** START **
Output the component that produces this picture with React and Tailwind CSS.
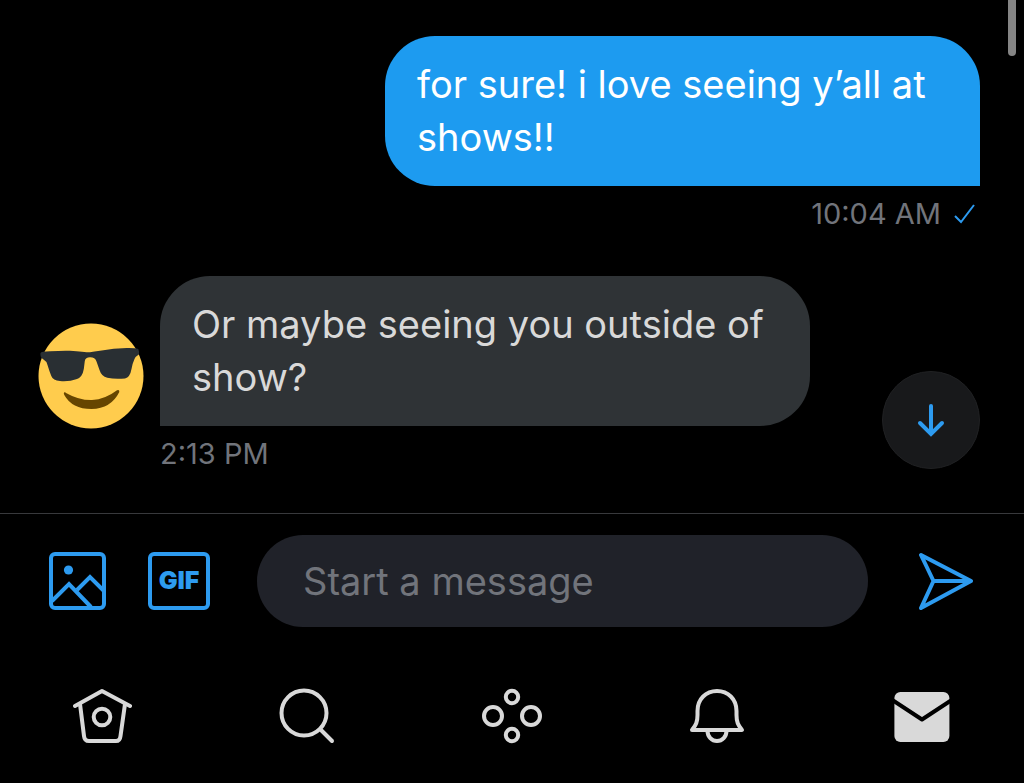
import React, { useState } from 'react';

const navIcon = {
  width: 60,
  height: 60,
  viewBox: '0 0 60 60',
  fill: 'none',
  stroke: 'currentColor',
  strokeWidth: 4,
  strokeLinecap: 'round',
  strokeLinejoin: 'round',
  'aria-hidden': true,
};

const HomeIcon = () => (
  <svg {...navIcon}>
    <path d="M3 20 L30 5 L58 20" />
    <path d="M8 18 L12 50 Q12.500 55 17 55 H44 Q48 55 48.500 50 L53 18" />
    <circle cx="30" cy="31" r="8.3" />
  </svg>
);

const SearchIcon = () => (
  <svg {...navIcon}>
    <circle cx="27" cy="27" r="22.500" />
    <path d="M44 44 L55 55" />
  </svg>
);

const SpacesIcon = () => (
  <svg {...navIcon}>
    <circle cx="30" cy="11" r="6.2" />
    <circle cx="11" cy="30" r="9" />
    <circle cx="49" cy="30" r="9" />
    <circle cx="30" cy="49" r="6.2" />
  </svg>
);

const BellIcon = () => (
  <svg {...navIcon}>
    <path d="M5 44 C9 39 10.500 36 10.500 29 V25 C10.500 13 19 5 30 5 C41 5 49.500 13 49.500 25 V29 C49.500 36 51 39 55 44 Z" />
    <path d="M20.500 45 A9.500 10 0 0 0 39.500 45" />
  </svg>
);

const MailIcon = () => (
  <svg {...navIcon}>
    <rect x="2.400" y="6" width="55" height="50" rx="6" fill="currentColor" stroke="none" />
    <path d="M1 14.500 L30 33.500 L59 14.500" stroke="#000000" strokeLinecap="butt" />
  </svg>
);

const SunglassesAvatar = () => (
  <svg className="size-[106px]" viewBox="0 0 106 106" role="img" aria-label="Smiling face with sunglasses">
    <circle cx="53" cy="53" r="52.500" fill="#ffcc4d" />
    <path
      fill="#292f33"
      d="M2.500 30 Q3 28.600 12 28.300 Q24 27.400 32 27.700 Q46 29 52 29.300 Q56 28.600 62 27.700 Q76 25.400 88.700 25 Q97 24.800 100.300 26 Q101.600 29 100.800 31.500 Q97.500 33.500 96.500 36 Q94.600 40 93.500 46 Q92 54.500 87 55.400 Q77 56.300 69.300 54.800 Q63.500 53.500 61.500 47 L58.500 38.500 Q57 34.200 52 34.300 Q47.400 34.400 46.800 38 L45.800 46 Q44.500 54 39 56 Q31 58.800 22 58 Q15 57.600 13.300 53 Q11.300 48 9.500 42 Q8.500 38 5.500 36.500 Q1.800 34.500 2.500 30 Z"
    />
    <path fill="#664500" d="M26 69.500 Q27 69 28.500 70.200 Q41 77.300 54 77 Q67 76.500 79 67.300 Q81.500 66 81.300 69 Q73 85.700 53.500 86 Q34 86 26.300 72 Q25.500 70.300 26 69.500 Z" />
  </svg>
);

const tabs = [
  { label: 'Home', Icon: HomeIcon },
  { label: 'Search', Icon: SearchIcon },
  { label: 'Spaces', Icon: SpacesIcon },
  { label: 'Notifications', Icon: BellIcon },
  { label: 'Messages', Icon: MailIcon },
];

const Composer = () => {
  const [message, setMessage] = useState('');

  return (
    <form
      onSubmit={(e) => {
        e.preventDefault();
        setMessage('');
      }}
      className="flex items-center border-t border-[#38393c] pt-[21px] pl-12 pr-[50px]"
    >
      <button type="button" aria-label="Add photo" className="shrink-0 text-[#2d9bf0]">
        <svg width="58" height="58" viewBox="0 0 58 58" fill="none" stroke="currentColor" strokeWidth="4">
          <rect x="3" y="2" width="53" height="54" rx="4" />
          <circle cx="20.500" cy="18" r="4.600" fill="currentColor" stroke="none" />
          <path d="M4 49 L21 32 L43 55" />
          <path d="M29 38 L42 25 L56 39" />
        </svg>
      </button>
      <button
        type="button"
        aria-label="Add GIF"
        className="ml-[42px] flex h-[58px] w-[62px] shrink-0 items-center justify-center rounded-md border-4 border-[#2d9bf0] text-[25px] font-black text-[#2d9bf0]"
      >
        GIF
      </button>
      <input
        type="text"
        aria-label="Start a message"
        placeholder="Start a message"
        value={message}
        onChange={(e) => setMessage(e.target.value)}
        className="ml-[47px] h-[92px] min-w-0 flex-1 rounded-full bg-[#202229] px-[46px] text-[38px] text-[#d9d9d9] placeholder:text-[#71747b] focus:outline-none"
      />
      <button type="submit" aria-label="Send" className="ml-[50px] shrink-0 text-[#2d9bf0]">
        <svg width="56" height="58" viewBox="0 0 56 58" fill="none" stroke="currentColor" strokeWidth="4" strokeLinejoin="round">
          <path d="M3 3 L53 29 L3 56 L15.500 29 Z" />
          <path d="M15.500 29 H53" />
        </svg>
      </button>
    </form>
  );
};

const App = () => {
  return (
    <div className="relative flex min-h-screen flex-col bg-black font-['Inter','Liberation_Sans',sans-serif]">
      <div className="absolute top-0 right-2 h-14 w-2 rounded-b-full bg-[#858585]" />

      <main className="relative pt-9 pr-11 pb-[39px] pl-[38px]">
        <div className="flex flex-col items-end">
          <p className="max-w-[595px] rounded-[50px] rounded-br-none bg-[#1d9bf0] px-8 py-[22px] text-[38px] leading-[53px] text-white">
            for sure! i love seeing y’all at shows!!
          </p>
          <div className="mt-2 flex items-center gap-3 pr-1 text-[29px] leading-10 text-[#71747b]">
            <span>10:04 AM</span>
            <svg width="23" height="22" viewBox="0 0 23 22" fill="none" stroke="#2d9bf0" strokeWidth="2" aria-hidden="true">
              <path d="M2 13 L8 19 L21 2" />
            </svg>
          </div>
        </div>

        <div className="mt-[42px] flex items-end gap-4">
          <div className="shrink-0 pb-[45px]">
            <SunglassesAvatar />
          </div>
          <div className="max-w-[650px]">
            <p className="rounded-[50px] rounded-bl-none bg-[#2f3336] px-8 py-[22px] text-[38px] leading-[53px] text-[#d9d9d9]">
              Or maybe seeing you outside of show?
            </p>
            <div className="mt-2 text-[29px] leading-10 text-[#71747b]">2:13 PM</div>
          </div>
        </div>

        <button
          type="button"
          aria-label="Scroll to latest"
          className="absolute right-11 bottom-11 flex size-[98px] items-center justify-center rounded-full border border-[#202123] bg-[#18191b] text-[#2d9bf0]"
        >
          <svg width="28" height="34" viewBox="0 0 28 34" fill="none" stroke="currentColor" strokeWidth="4" strokeLinecap="round">
            <path d="M14 3 V30" />
            <path d="M3 20 L14 31 L25 20" />
          </svg>
        </button>
      </main>

      <Composer />

      <nav className="mt-[59px] grid grid-cols-5 pb-9 text-[#d9d9d9]">
        {tabs.map(({ label, Icon }) => (
          <a key={label} href={`#${label.toLowerCase()}`} aria-label={label} className="flex justify-center">
            <Icon />
          </a>
        ))}
      </nav>
    </div>
  );
};

export default App;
** END **
Quote every line word for word and keep the images out of the copy.

> **RIGHT ANSWER**:
Output the component that produces this picture with React and Tailwind CSS.
import React, { useState } from 'react';

const navIcon = {
  width: 60,
  height: 60,
  viewBox: '0 0 60 60',
  fill: 'none',
  stroke: 'currentColor',
  strokeWidth: 4,
  strokeLinecap: 'round',
  strokeLinejoin: 'round',
  'aria-hidden': true,
};

const HomeIcon = () => (
  <svg {...navIcon}>
    <path d="M3 20 L30 5 L58 20" />
    <path d="M8 18 L12 50 Q12.500 55 17 55 H44 Q48 55 48.500 50 L53 18" />
    <circle cx="30" cy="31" r="8.3" />
  </svg>
);

const SearchIcon = () => (
  <svg {...navIcon}>
    <circle cx="27" cy="27" r="22.500" />
    <path d="M44 44 L55 55" />
  </svg>
);

const SpacesIcon = () => (
  <svg {...navIcon}>
    <circle cx="30" cy="11" r="6.2" />
    <circle cx="11" cy="30" r="9" />
    <circle cx="49" cy="30" r="9" />
    <circle cx="30" cy="49" r="6.2" />
  </svg>
);

const BellIcon = () => (
  <svg {...navIcon}>
    <path d="M5 44 C9 39 10.500 36 10.500 29 V25 C10.500 13 19 5 30 5 C41 5 49.500 13 49.500 25 V29 C49.500 36 51 39 55 44 Z" />
    <path d="M20.500 45 A9.500 10 0 0 0 39.500 45" />
  </svg>
);

const MailIcon = () => (
  <svg {...navIcon}>
    <rect x="2.400" y="6" width="55" height="50" rx="6" fill="currentColor" stroke="none" />
    <path d="M1 14.500 L30 33.500 L59 14.500" stroke="#000000" strokeLinecap="butt" />
  </svg>
);

const SunglassesAvatar = () => (
  <svg className="size-[106px]" viewBox="0 0 106 106" role="img" aria-label="Smiling face with sunglasses">
    <circle cx="53" cy="53" r="52.500" fill="#ffcc4d" />
    <path
      fill="#292f33"
      d="M2.500 30 Q3 28.600 12 28.300 Q24 27.400 32 27.700 Q46 29 52 29.300 Q56 28.600 62 27.700 Q76 25.400 88.700 25 Q97 24.800 100.300 26 Q101.600 29 100.800 31.500 Q97.500 33.500 96.500 36 Q94.600 40 93.500 46 Q92 54.500 87 55.400 Q77 56.300 69.300 54.800 Q63.500 53.500 61.500 47 L58.500 38.500 Q57 34.200 52 34.300 Q47.400 34.400 46.800 38 L45.800 46 Q44.500 54 39 56 Q31 58.800 22 58 Q15 57.600 13.300 53 Q11.300 48 9.500 42 Q8.500 38 5.500 36.500 Q1.800 34.500 2.500 30 Z"
    />
    <path fill="#664500" d="M26 69.500 Q27 69 28.500 70.200 Q41 77.300 54 77 Q67 76.500 79 67.300 Q81.500 66 81.300 69 Q73 85.700 53.500 86 Q34 86 26.300 72 Q25.500 70.300 26 69.500 Z" />
  </svg>
);

const tabs = [
  { label: 'Home', Icon: HomeIcon },
  { label: 'Search', Icon: SearchIcon },
  { label: 'Spaces', Icon: SpacesIcon },
  { label: 'Notifications', Icon: BellIcon },
  { label: 'Messages', Icon: MailIcon },
];

const Composer = () => {
  const [message, setMessage] = useState('');

  return (
    <form
      onSubmit={(e) => {
        e.preventDefault();
        setMessage('');
      }}
      className="flex items-center border-t border-[#38393c] pt-[21px] pl-12 pr-[50px]"
    >
      <button type="button" aria-label="Add photo" className="shrink-0 text-[#2d9bf0]">
        <svg width="58" height="58" viewBox="0 0 58 58" fill="none" stroke="currentColor" strokeWidth="4">
          <rect x="3" y="2" width="53" height="54" rx="4" />
          <circle cx="20.500" cy="18" r="4.600" fill="currentColor" stroke="none" />
          <path d="M4 49 L21 32 L43 55" />
          <path d="M29 38 L42 25 L56 39" />
        </svg>
      </button>
      <button
        type="button"
        aria-label="Add GIF"
        className="ml-[42px] flex h-[58px] w-[62px] shrink-0 items-center justify-center rounded-md border-4 border-[#2d9bf0] text-[25px] font-black text-[#2d9bf0]"
      >
        GIF
      </button>
      <input
        type="text"
        aria-label="Start a message"
        placeholder="Start a message"
        value={message}
        onChange={(e) => setMessage(e.target.value)}
        className="ml-[47px] h-[92px] min-w-0 flex-1 rounded-full bg-[#202229] px-[46px] text-[38px] text-[#d9d9d9] placeholder:text-[#71747b] focus:outline-none"
      />
      <button type="submit" aria-label="Send" className="ml-[50px] shrink-0 text-[#2d9bf0]">
        <svg width="56" height="58" viewBox="0 0 56 58" fill="none" stroke="currentColor" strokeWidth="4" strokeLinejoin="round">
          <path d="M3 3 L53 29 L3 56 L15.500 29 Z" />
          <path d="M15.500 29 H53" />
        </svg>
      </button>
    </form>
  );
};

const App = () => {
  return (
    <div className="relative flex min-h-screen flex-col bg-black font-['Inter','Liberation_Sans',sans-serif]">
      <div className="absolute top-0 right-2 h-14 w-2 rounded-b-full bg-[#858585]" />

      <main className="relative pt-9 pr-11 pb-[39px] pl-[38px]">
        <div className="flex flex-col items-end">
          <p className="max-w-[595px] rounded-[50px] rounded-br-none bg-[#1d9bf0] px-8 py-[22px] text-[38px] leading-[53px] text-white">
            for sure! i love seeing y’all at shows!!
          </p>
          <div className="mt-2 flex items-center gap-3 pr-1 text-[29px] leading-10 text-[#71747b]">
            <span>10:04 AM</span>
            <svg width="23" height="22" viewBox="0 0 23 22" fill="none" stroke="#2d9bf0" strokeWidth="2" aria-hidden="true">
              <path d="M2 13 L8 19 L21 2" />
            </svg>
          </div>
        </div>

        <div className="mt-[42px] flex items-end gap-4">
          <div className="shrink-0 pb-[45px]">
            <SunglassesAvatar />
          </div>
          <div className="max-w-[650px]">
            <p className="rounded-[50px] rounded-bl-none bg-[#2f3336] px-8 py-[22px] text-[38px] leading-[53px] text-[#d9d9d9]">
              Or maybe seeing you outside of show?
            </p>
            <div className="mt-2 text-[29px] leading-10 text-[#71747b]">2:13 PM</div>
          </div>
        </div>

        <button
          type="button"
          aria-label="Scroll to latest"
          className="absolute right-11 bottom-11 flex size-[98px] items-center justify-center rounded-full border border-[#202123] bg-[#18191b] text-[#2d9bf0]"
        >
          <svg width="28" height="34" viewBox="0 0 28 34" fill="none" stroke="currentColor" strokeWidth="4" strokeLinecap="round">
            <path d="M14 3 V30" />
            <path d="M3 20 L14 31 L25 20" />
          </svg>
        </button>
      </main>

      <Composer />

      <nav className="mt-[59px] grid grid-cols-5 pb-9 text-[#d9d9d9]">
        {tabs.map(({ label, Icon }) => (
          <a key={label} href={`#${label.toLowerCase()}`} aria-label={label} className="flex justify-center">
            <Icon />
          </a>
        ))}
      </nav>
    </div>
  );
};

export default App;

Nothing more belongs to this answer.